Deepak Shenoy, founder of Capitalmind, said in a blog post the AT1 market will not see that much enthusiasm from mutual funds. He said the limits on percentage owned and the rules against holding them in term based funds such as low duration funds or ultra short-term funds will lead to lower demand. This, he added, should hurt the price in the market for AT1 bonds.
The circular may have begun showing its impact on some of these perpetual bonds. For instance, yields on SBI’s 7.73 per cent bond were trading at 7.53 per cent against 7.28 per cent on Tuesday.
The Association of Mutual Funds in India (Amfi) said it was in discussion with Sebi to make sure there is a smooth implementation of the circular and it fully supports the “need and spirit” of the circular in capping exposure to perpetual bonds.
Most of the mutual fund schemes are well below the cap specified in the circular. In few of the schemes where perpetual bond exposure is higher than the Sebi prescribed cap, grandfathering is kindly permitted by Sebi to ensure that there is no unnecessary market disruption,” it said.
Funds to banks
The finance ministry is likely to infuse Rs 14,500 crore mainly in the banks that are under the RBI’s prompt corrective action framework in the next few days to improve their financial health.
Indian Overseas Bank, Central Bank of India and Uco Bank are under this framework that puts several restrictions on them, including on lending, management compensation and directors' fees. The ministry has almost finalised the names for capital infusion, sources said.
The infusion will be made in the next few days, the sources said, adding the biggest beneficiary of this round of capital infusion would be the banks that are under the prompt corrective action (PCA).

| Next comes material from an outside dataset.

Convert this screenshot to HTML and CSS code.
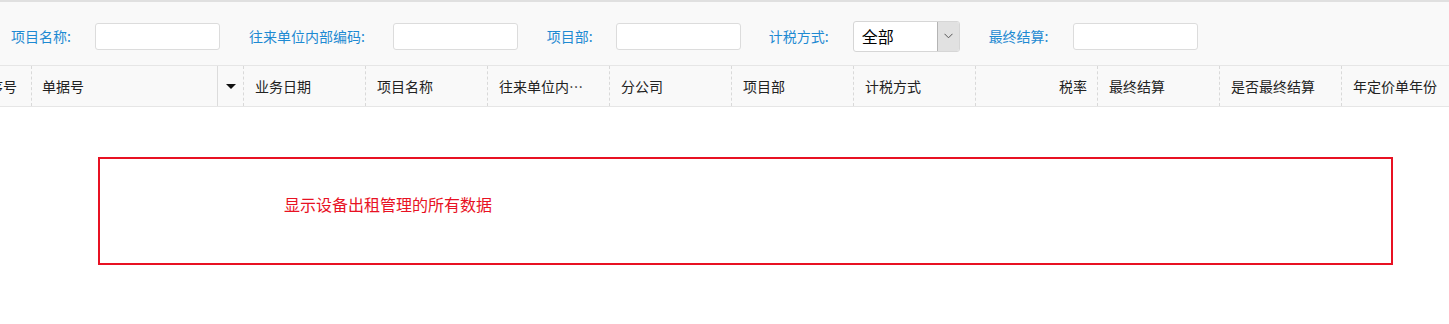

The capital infusion will help these banks to come out of the Reserve Bank of India's enhanced regulatory supervision or PCA framework. Most of the large state-owned lenders -- including State Bank of India,
Punjab National Bank, Bank of Baroda, Canara Bank, Union Bank of India, and Indian Bank -- have already raised money from various market sources, including share sale on a private placement basis.